Architectural software platforms, for example, help designers adjust both layouts and materials to select the lowest-carbon options. Meanwhile, digital twin models allow full-life carbon performance to be simulated and fed back into building design.

“These are allowing users to understand the impact that optimising their buildings has on their carbon footprint,” says Collins.

“It’s crucial to allow end users to understand where they are on their sustainable journey,” she adds, pointing to tools such as the Athena Sustainable Institute’s EcoCalculator, which takes all stages of construction into account.

Furthermore, each new fit-out renovation or retrofit also offers opportunities to cut embodied carbon. 

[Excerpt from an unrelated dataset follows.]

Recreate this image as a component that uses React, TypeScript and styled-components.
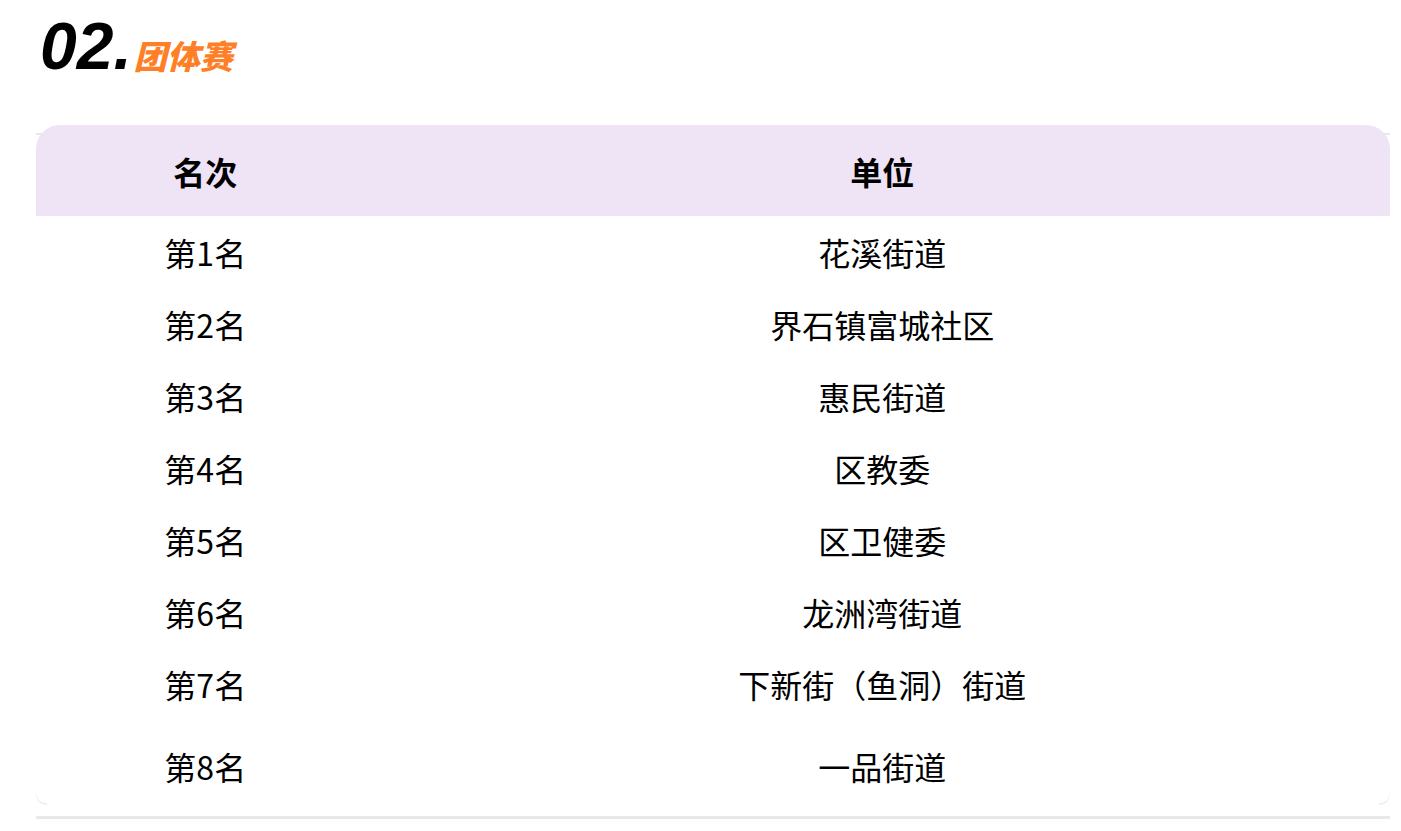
import React from "react";
import styled, { createGlobalStyle } from "styled-components";

const GlobalStyle = createGlobalStyle`
  html, body {
    margin: 0;
    padding: 0;
    background: #fff;
  }
  body {
    font-family: "Noto Sans CJK SC", "Noto Sans", sans-serif;
    color: #000;
  }
`;

const Page = styled.div`
  padding: 14px 11px 0 36px;
  width: 1354px;
`;

const Title = styled.h2`
  margin: 0 0 0 4px;
  height: 111px;
  display: flex;
  align-items: flex-start;
  font-style: italic;
  font-weight: 900;
`;

const Num = styled.span`
  font-family: "Liberation Sans", Arial, sans-serif;
  font-size: 66px;
  line-height: 64px;
`;

const Label = styled.span`
  font-family: "Noto Sans CJK SC", sans-serif;
  font-size: 33px;
  line-height: 33px;
  color: #ff7f27;
  margin-top: 25px;
  margin-left: 2px;
`;

const Frame = styled.div`
  position: relative;
  border-bottom: 3px solid #e6e8ea;

  &::before {
    content: "";
    position: absolute;
    left: 0;
    right: 0;
    top: 8px;
    height: 2px;
    background: #e8e8e8;
  }
`;

// faint rounded corner marks of the frame near the bottom
const Corner = styled.span<{ $side: "left" | "right" }>`
  position: absolute;
  z-index: 1;
  bottom: 11px;
  ${(p) => p.$side}: 0;
  width: 10px;
  height: 10px;
  border-bottom: 2px solid #eceef0;
  ${(p) => (p.$side === "left" ? "border-left" : "border-right")}: 1px solid #f2f3f4;
  ${(p) =>
    p.$side === "left"
      ? "border-bottom-left-radius: 10px;"
      : "border-bottom-right-radius: 10px;"}
`;

const Table = styled.table`
  position: relative;
  width: 100%;
  border-collapse: collapse;
  table-layout: fixed;
`;

const HeadRow = styled.tr`
  background: #efe3f6;
`;

const HeadCell = styled.th<{ $first?: boolean; $last?: boolean }>`
  height: 91px;
  padding: 0;
  font-size: 32px;
  font-weight: 700;
  text-align: center;
  ${(p) => (p.$first ? "border-top-left-radius: 24px;" : "")}
  ${(p) => (p.$last ? "border-top-right-radius: 24px;" : "")}
`;

const Cell = styled.td<{ $tall?: boolean }>`
  box-sizing: border-box;
  height: ${(p) => (p.$tall ? "96px" : "72px")};
  padding: ${(p) => (p.$tall ? "0 0 4px" : "0")};
  font-size: 32px;
  text-align: center;
  vertical-align: middle;
  background: #fff;
`;

const rows = [
  "花溪街道",
  "界石镇富城社区",
  "惠民街道",
  "区教委",
  "区卫健委",
  "龙洲湾街道",
  "下新街（鱼洞）街道",
  "一品街道",
];

export default function App() {
  return (
    <>
      <GlobalStyle />
      <Page>
        <Title>
          <Num>02.</Num>
          <Label>团体赛</Label>
        </Title>
        <Frame>
          <Table>
            <colgroup>
              <col style={{ width: "25%" }} />
              <col style={{ width: "75%" }} />
            </colgroup>
            <thead>
              <HeadRow>
                <HeadCell $first>名次</HeadCell>
                <HeadCell $last>单位</HeadCell>
              </HeadRow>
            </thead>
            <tbody>
              {rows.map((name, i) => (
                <tr key={name}>
                  <Cell $tall={i === rows.length - 1}>第{i + 1}名</Cell>
                  <Cell $tall={i === rows.length - 1}>{name}</Cell>
                </tr>
              ))}
            </tbody>
          </Table>
          <Corner $side="left" />
          <Corner $side="right" />
        </Frame>
      </Page>
    </>
  );
}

New databases, such as the EC3 Calculator, an open, free database of building materials launched by Building Transparency, are helping. By showing what a product is made of and its environmental impact, developers and architects can better compare materials and make eco-conscious choices.

“We’re seeing progress but more platforms for carbon counting and carbon reduction reporting will be needed,” says Collins.

Looking to the future

While the pace of innovation is increasing, the speed at which new tech is adopted often comes down to how quickly corporate policies or local legislation are implemented. In Norway and recently in Colorado, embodied carbon legislation has been passed.

“In places where such legislation is implemented, we quickly see people wanting to learn more about and the positive impact on the immediate area is felt soon after,” West says, estimating that 10 percent of projects are now factoring in embodied carbon, from zero just a few years ago.

In the UK, British Land plans to cut its absolute embodied carbon emissions in half by 2030 against a new 2019 baseline.

“But we’re still at an education point,” West adds. “Seeing developers look more at their carbon budget the way they look at their financial budgets, and publish embodied carbon numbers, would be a big step.”